As for non-effective….I’ve probably fallen into every bad habit there is, so I’m not one to judge! It’s really the inverse of what’s effective that will end your career quickly: do the minimum necessary, talk instead of questions, and focus on what is good for you personally.
What does it mean to be a VP and what would your advice be to someone who wants to work up to this position at a company?
Well, to be frank, titles mean very little to me. As mentioned, very early in my career I was a “CEO”. When we started the company my business partner was living on my couch and writing code while I made cold calls three feet from his bed. I ate more PB&J and spaghetti with bad pasta sauce as a CEO than any time in my career! Granted, for larger companies, titles provide value and come with benefits, but for a small or mid-sized company, what is important to me is production, goal setting, and outcomes. I had the good fortune to run a company for many years, so the idea of “thinking like an owner” is now embedded in my nature. People may disagree with me, but for most business careers and companies, my advice would be force yourself to think like an owner, and the title will come.
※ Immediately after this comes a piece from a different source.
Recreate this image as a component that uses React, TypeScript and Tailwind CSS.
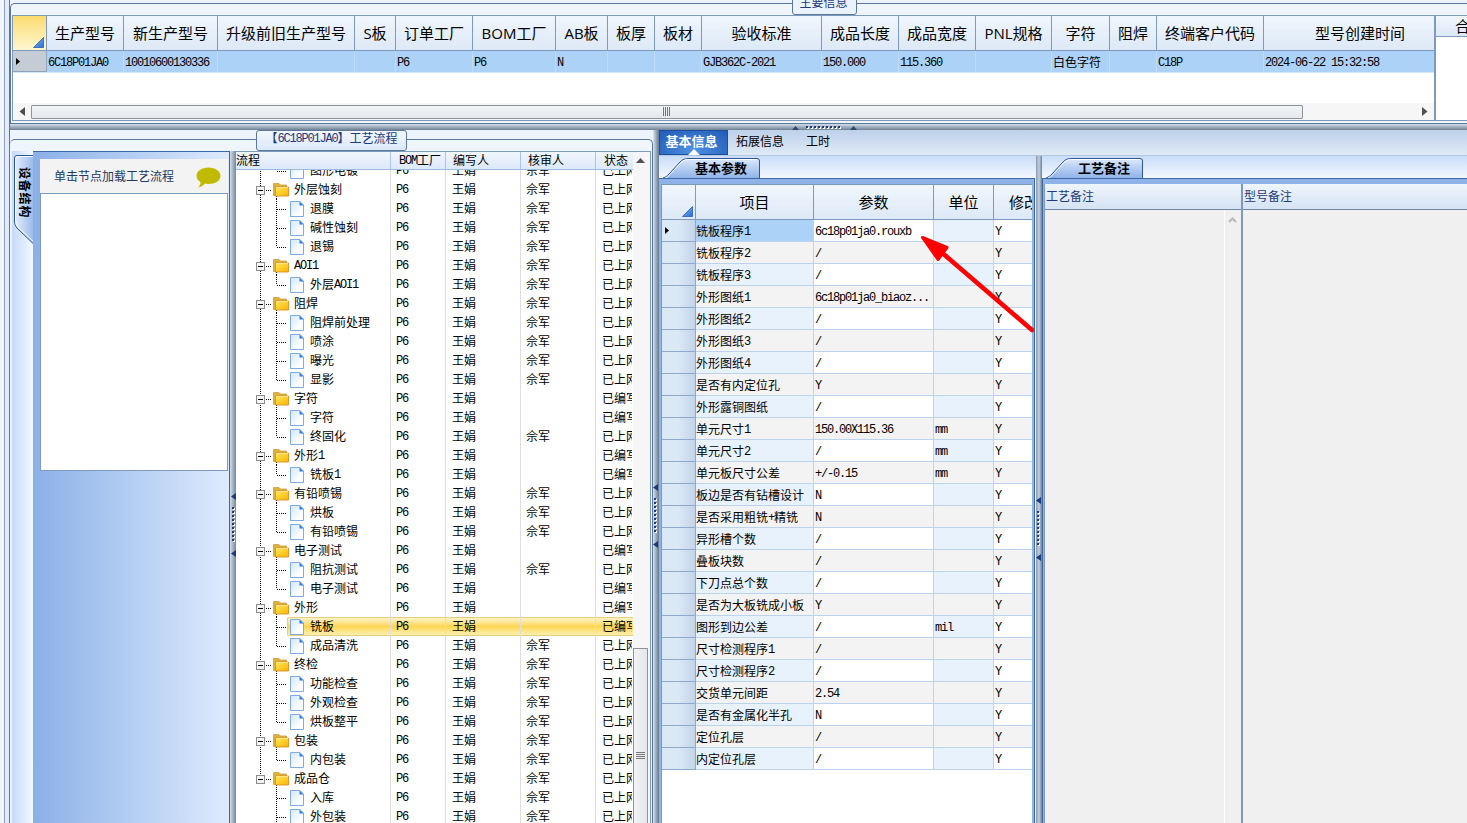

What’s one thing you try to do every day to stay motivated?
At work, I am motivated by delivering service that’s valuable to people that truly care (meaning they too think like an owner of their company). Again, cliché, but there is nothing better than hearing from a client or better yet from a referred prospect, that I or my team has done an outstanding job. I go into every interaction expecting that the level hard work, listening, and value will get that response, but it will be forever motivating when it’s recognized. I try to do the same in return.
Tactically, one thing everyone should do is make, document, and review daily goals/tasks. While maybe this is a contrived motivation, we all know it works! Checking off a to-do always feels great! And stay positive!